__LISTED RECORDS__:
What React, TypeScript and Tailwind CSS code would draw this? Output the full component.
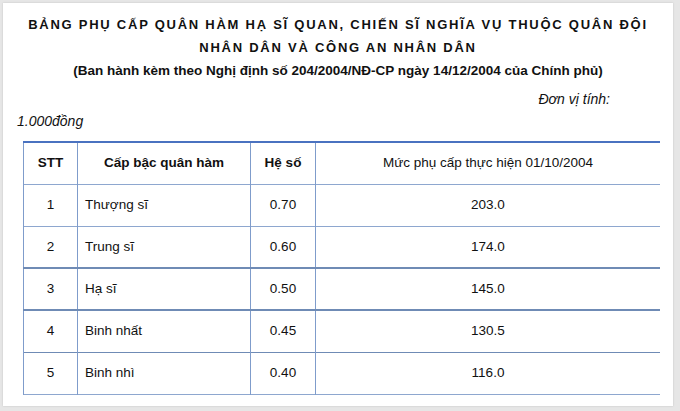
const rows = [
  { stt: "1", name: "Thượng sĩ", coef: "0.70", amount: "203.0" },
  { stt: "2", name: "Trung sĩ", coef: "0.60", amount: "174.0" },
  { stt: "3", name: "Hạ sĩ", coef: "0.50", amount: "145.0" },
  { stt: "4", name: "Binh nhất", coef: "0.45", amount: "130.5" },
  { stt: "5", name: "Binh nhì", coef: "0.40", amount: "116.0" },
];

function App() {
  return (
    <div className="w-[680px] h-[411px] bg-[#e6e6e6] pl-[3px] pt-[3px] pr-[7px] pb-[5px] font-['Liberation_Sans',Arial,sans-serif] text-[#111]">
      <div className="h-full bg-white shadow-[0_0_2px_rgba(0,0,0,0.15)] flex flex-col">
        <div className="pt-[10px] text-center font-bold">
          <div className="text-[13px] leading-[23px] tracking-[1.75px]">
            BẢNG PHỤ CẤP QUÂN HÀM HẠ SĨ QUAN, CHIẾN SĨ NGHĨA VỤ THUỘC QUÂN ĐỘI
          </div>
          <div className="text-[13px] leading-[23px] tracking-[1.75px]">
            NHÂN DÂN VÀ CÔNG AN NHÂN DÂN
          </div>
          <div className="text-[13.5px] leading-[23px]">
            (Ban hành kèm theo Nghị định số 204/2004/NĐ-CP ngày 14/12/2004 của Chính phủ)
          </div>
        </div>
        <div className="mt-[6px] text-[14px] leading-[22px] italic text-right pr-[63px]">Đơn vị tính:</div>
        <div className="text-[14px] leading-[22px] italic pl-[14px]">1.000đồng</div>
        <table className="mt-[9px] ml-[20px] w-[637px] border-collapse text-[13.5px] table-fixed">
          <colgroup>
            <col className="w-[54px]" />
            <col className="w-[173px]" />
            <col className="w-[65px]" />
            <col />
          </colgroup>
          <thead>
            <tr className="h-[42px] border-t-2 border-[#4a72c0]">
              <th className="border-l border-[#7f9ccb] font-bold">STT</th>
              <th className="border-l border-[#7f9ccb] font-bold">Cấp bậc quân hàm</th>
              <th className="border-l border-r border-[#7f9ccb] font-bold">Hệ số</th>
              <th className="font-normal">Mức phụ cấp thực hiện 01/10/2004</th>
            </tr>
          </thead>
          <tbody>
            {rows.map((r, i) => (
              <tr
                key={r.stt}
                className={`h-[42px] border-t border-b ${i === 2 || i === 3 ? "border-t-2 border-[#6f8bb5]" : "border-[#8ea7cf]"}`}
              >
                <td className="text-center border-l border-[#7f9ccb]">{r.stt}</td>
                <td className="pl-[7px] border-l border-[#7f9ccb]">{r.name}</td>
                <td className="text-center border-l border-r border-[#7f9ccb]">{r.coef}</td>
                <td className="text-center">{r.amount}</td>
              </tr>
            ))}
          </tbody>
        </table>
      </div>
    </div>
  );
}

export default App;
--
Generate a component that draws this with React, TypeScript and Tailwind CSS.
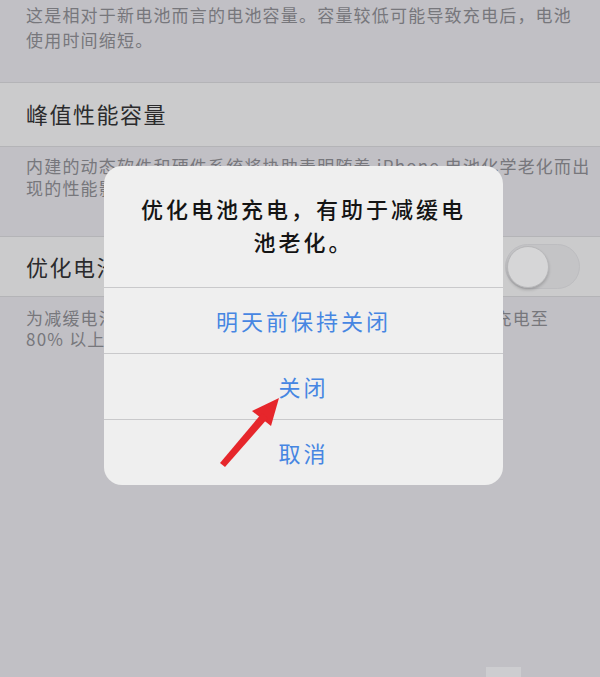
* * *
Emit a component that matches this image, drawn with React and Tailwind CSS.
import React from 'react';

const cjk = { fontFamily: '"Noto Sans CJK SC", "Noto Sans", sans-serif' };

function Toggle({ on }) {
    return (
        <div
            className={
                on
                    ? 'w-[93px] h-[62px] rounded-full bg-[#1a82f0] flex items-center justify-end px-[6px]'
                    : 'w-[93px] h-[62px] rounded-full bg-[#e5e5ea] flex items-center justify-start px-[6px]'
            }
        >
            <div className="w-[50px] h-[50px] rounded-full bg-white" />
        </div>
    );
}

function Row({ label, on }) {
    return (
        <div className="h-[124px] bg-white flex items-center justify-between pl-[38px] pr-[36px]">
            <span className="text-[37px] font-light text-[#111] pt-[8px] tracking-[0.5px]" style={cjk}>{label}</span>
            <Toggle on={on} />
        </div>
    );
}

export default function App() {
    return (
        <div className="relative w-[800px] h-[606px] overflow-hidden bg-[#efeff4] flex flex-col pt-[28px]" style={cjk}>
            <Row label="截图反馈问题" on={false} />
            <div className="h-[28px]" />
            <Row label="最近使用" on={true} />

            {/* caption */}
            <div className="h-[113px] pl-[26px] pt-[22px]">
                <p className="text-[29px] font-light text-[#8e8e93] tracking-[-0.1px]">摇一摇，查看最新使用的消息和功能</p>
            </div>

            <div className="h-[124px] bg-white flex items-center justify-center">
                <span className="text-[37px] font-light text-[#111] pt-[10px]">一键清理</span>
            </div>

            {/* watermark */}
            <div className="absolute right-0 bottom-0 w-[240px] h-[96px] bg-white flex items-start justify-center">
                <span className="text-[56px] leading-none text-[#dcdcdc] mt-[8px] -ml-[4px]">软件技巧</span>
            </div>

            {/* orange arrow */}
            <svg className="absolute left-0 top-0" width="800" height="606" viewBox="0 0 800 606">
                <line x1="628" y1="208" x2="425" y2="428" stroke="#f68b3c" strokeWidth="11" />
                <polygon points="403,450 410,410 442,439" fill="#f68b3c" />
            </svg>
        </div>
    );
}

__EXERCISE DETAILS__:
Where a line above includes "TypeScript", copy that line.

__RIGHT ANSWER__:
What React, TypeScript and Tailwind CSS code would draw this? Output the full component.
Generate a component that draws this with React, TypeScript and Tailwind CSS.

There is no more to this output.